> [WHAT THE EXERCISE ASKS] Every entry that follows should be reproduced exactly.

━━━━━━━━━━━━━━━━

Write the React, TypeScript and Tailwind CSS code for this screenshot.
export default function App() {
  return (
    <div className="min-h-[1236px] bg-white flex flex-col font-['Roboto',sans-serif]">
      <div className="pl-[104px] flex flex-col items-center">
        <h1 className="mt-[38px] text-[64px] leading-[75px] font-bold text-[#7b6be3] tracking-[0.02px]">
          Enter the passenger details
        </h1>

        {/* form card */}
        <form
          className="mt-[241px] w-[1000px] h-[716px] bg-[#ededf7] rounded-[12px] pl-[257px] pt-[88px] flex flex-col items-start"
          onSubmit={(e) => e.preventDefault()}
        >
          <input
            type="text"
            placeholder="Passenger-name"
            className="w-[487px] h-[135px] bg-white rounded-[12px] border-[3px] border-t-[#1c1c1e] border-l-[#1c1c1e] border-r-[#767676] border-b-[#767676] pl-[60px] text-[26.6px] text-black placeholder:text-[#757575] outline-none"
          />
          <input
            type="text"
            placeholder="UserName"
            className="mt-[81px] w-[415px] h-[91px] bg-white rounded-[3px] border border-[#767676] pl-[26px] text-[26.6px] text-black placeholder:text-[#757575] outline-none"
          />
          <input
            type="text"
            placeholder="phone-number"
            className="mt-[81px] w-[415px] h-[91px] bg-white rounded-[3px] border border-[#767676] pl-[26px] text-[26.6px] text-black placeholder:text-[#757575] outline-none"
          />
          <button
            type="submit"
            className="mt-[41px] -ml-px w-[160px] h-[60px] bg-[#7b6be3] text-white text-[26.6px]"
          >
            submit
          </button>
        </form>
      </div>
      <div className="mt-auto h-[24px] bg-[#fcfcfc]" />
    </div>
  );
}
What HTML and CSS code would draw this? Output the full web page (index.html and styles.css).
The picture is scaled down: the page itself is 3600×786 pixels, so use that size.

━━━━━━━━━━━━━━━━

> [OUTPUT OF THE EXERCISE]
Write the React, TypeScript and Tailwind CSS code for this screenshot.
export default function App() {
  return (
    <div className="min-h-[1236px] bg-white flex flex-col font-['Roboto',sans-serif]">
      <div className="pl-[104px] flex flex-col items-center">
        <h1 className="mt-[38px] text-[64px] leading-[75px] font-bold text-[#7b6be3] tracking-[0.02px]">
          Enter the passenger details
        </h1>

        {/* form card */}
        <form
          className="mt-[241px] w-[1000px] h-[716px] bg-[#ededf7] rounded-[12px] pl-[257px] pt-[88px] flex flex-col items-start"
          onSubmit={(e) => e.preventDefault()}
        >
          <input
            type="text"
            placeholder="Passenger-name"
            className="w-[487px] h-[135px] bg-white rounded-[12px] border-[3px] border-t-[#1c1c1e] border-l-[#1c1c1e] border-r-[#767676] border-b-[#767676] pl-[60px] text-[26.6px] text-black placeholder:text-[#757575] outline-none"
          />
          <input
            type="text"
            placeholder="UserName"
            className="mt-[81px] w-[415px] h-[91px] bg-white rounded-[3px] border border-[#767676] pl-[26px] text-[26.6px] text-black placeholder:text-[#757575] outline-none"
          />
          <input
            type="text"
            placeholder="phone-number"
            className="mt-[81px] w-[415px] h-[91px] bg-white rounded-[3px] border border-[#767676] pl-[26px] text-[26.6px] text-black placeholder:text-[#757575] outline-none"
          />
          <button
            type="submit"
            className="mt-[41px] -ml-px w-[160px] h-[60px] bg-[#7b6be3] text-white text-[26.6px]"
          >
            submit
          </button>
        </form>
      </div>
      <div className="mt-auto h-[24px] bg-[#fcfcfc]" />
    </div>
  );
}
What HTML and CSS code would draw this? Output the full web page (index.html and styles.css).
The picture is scaled down: the page itself is 3600×786 pixels, so use that size.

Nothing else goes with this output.